Antia Adams couldn’t blame Carl Mumford Jr. for issuing a warning with his February 2019 marriage proposal. “He said, ‘If you lose this one, that’s it,’” Ms. Adams said. Mr. Mumford had already given her two engagement rings. She lost both.
Ms. Adams and Mr. Mumford live in Savannah, Ga., and met in 2004 as undergraduates at Savannah State University. Mr. Mumford, now 36, worked in the cafeteria with Ms. Adams’s aunt, Valerie E. Baker.
“My aunt liked Carl,” Ms. Adams said. “She mentioned me, and they made up a bet that he would date me.” They exchanged phone numbers and arranged a first date at a Savannah restaurant. Major sparks flew.
“I just had this gut feeling about her,” Mr. Mumford said. “I told her, ‘You’re my girl.’” A little more than a year later, he would take a stab at making that official. Neither remembers the date in 2006 when he proposed the first time, but Ms. Adams, 36, remembers the details. “He got a hotel room, and while I was getting a massage he got it decorated,” she said. “Then he handed me a rose and got down on one knee, and in the rose was a ring.” When he asked her to marry him, she said yes. But within a month or two, they broke up.
A rekindling of their romance later in 2006 brought another proposal, with a new ring. But once more, Ms. Adams’s excited “yes” wouldn’t stick. “You know how young love is,” she said. “You think you’re ready but you’re not.”
Ms. Adams and Mr. Mumford went their separate ways after the second breakup. She transferred to Albany State University in Albany, Ga., where she completed her bachelor’s degree in 2008, then moved to Atlanta for a career in health services. Mr. Mumford stayed in Savannah to become a building maintenance supervisor. Occasionally, they got word of each other through Ms. Adams’s father, Anthony Adams Sr.
Before Mr. Mumford proposed the first time, the two men hit it off. “We would talk about sports or real estate,” Mr. Mumford said. “We just started hanging out.” When Ms. Adams called her father in Fall 2017 to tell him she had accepted a new job in Savannah as a psychiatry program coordinator for Gateway Behavioral Health Center, she was not entirely surprised to hear him say, “Carl’s with me. He says ‘Hi.’”
The next morning, Mr. Mumford texted her. “He said, ‘You’re coming back to town, can I take you to dinner?’,” she said. “I said, sure. We had both matured a lot and I was happy to try it again.” This time, though, a reconciliation would have to include room for Ms. Adams’s daughter, Darielle Williams, now 8.

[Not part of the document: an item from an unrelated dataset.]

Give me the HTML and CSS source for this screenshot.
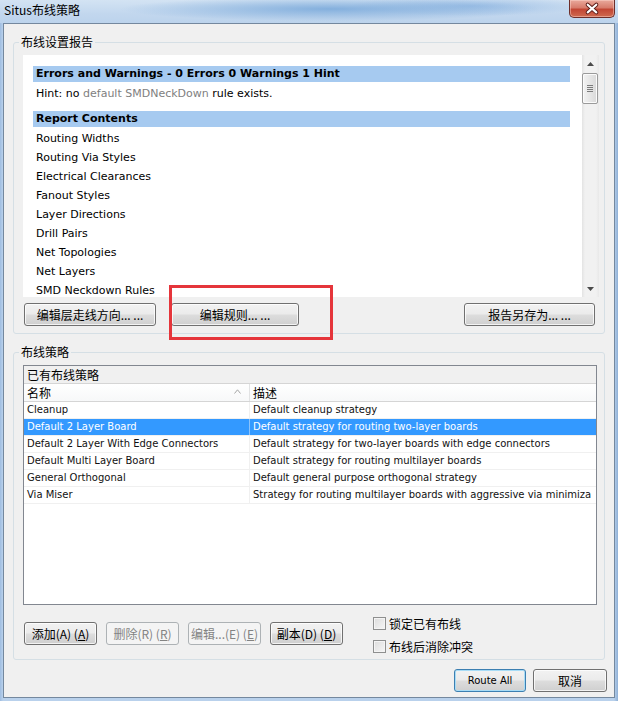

That was no problem. “Carl truly stepped in and accepted Darielle,” she said. By the middle of 2018, the three were living together and Mr. Mumford was again plotting a proposal. Though he was mindful that she had misplaced the first two diamond rings, he was pretty casual about the delivery of the third.
On Feb. 16, 2019, “I was in my P.J.’s washing the dishes, and my daughter came up to me with a ring,” Ms. Adams said. “She said, ‘Mom, Mr. Carl wants to know if you can marry him.’ I was trembling and shaking, and then Carl was there on one knee. The fact that he included my daughter made it incredibly special.”
This time, her yes held up. On Nov. 28, at the Forsyth Park Inn in Savannah. The Rev. Akia Stone-White, a pastor at the local Bethel AME Church, officiated in a socially distanced wedding before 50 masked guests. For Mr. Mumford, making it official was a relief.
“The mind-set I had was to be determined,” he said. “Finally, it worked.”